Tecnicamente Until Dawn si difende piuttosto bene e girerà col motore messo a punto per l’ultimo Killzone, scaricato dalla gestione onerosa di grandi ambienti per offrire così prestazioni migliori in spazi quasi sempre molto concentrati. Va ancora sistemato il labiale dei personaggi, apparso un po’ fuori sincrono, il frame rate non sempre stabile e qualche sporadico glitch visivo: tutti problemi facilmente risolvibili in un mese, tempo rimasto per l’arrivo di Until Dawn, che ci ha lasciati proprio sul più bello mentre speravamo di vedere cosa sarebbe accaduto subito dopo la più terribile delle decisioni.

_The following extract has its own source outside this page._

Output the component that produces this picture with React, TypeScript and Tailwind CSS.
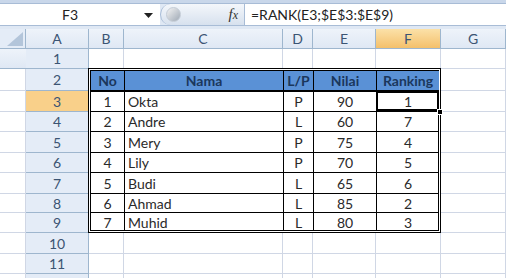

– Struttura narrativa ben congegnata

– Gestione dei ritmi pressoché perfetta

– Le scelte del giocatore pesano come macigni sul destino dei protagonisti

Until Dawn è un teen horror che presenta una struttura narrativa asincrona dove otto personaggi sono in costante pericolo di morte. L’effetto farfalla e i totem sono caratteristiche di gioco che mettono continuamente in discussione la sopravvivenza dei protagonisti, intrappolati all’interno di una vicenda dai risvolti ancora poco chiari. In Until Dawn tutto può precipitare da un momento all’altro, chiunque può morire e le scelte hanno un peso fondamentale nell’economia di gioco e sul destino dei personaggi. Manca forse l’orrore puro, ma il coinvolgimento è totale e i ritmi sono ottimamente gestiti. Tuttavia, il gameplay su binari potrebbe non incontrare il favore di tutti, ma si tratta di un rischio che non solo gli estimatori delle opere di Quantic Dream saranno disposti a correre.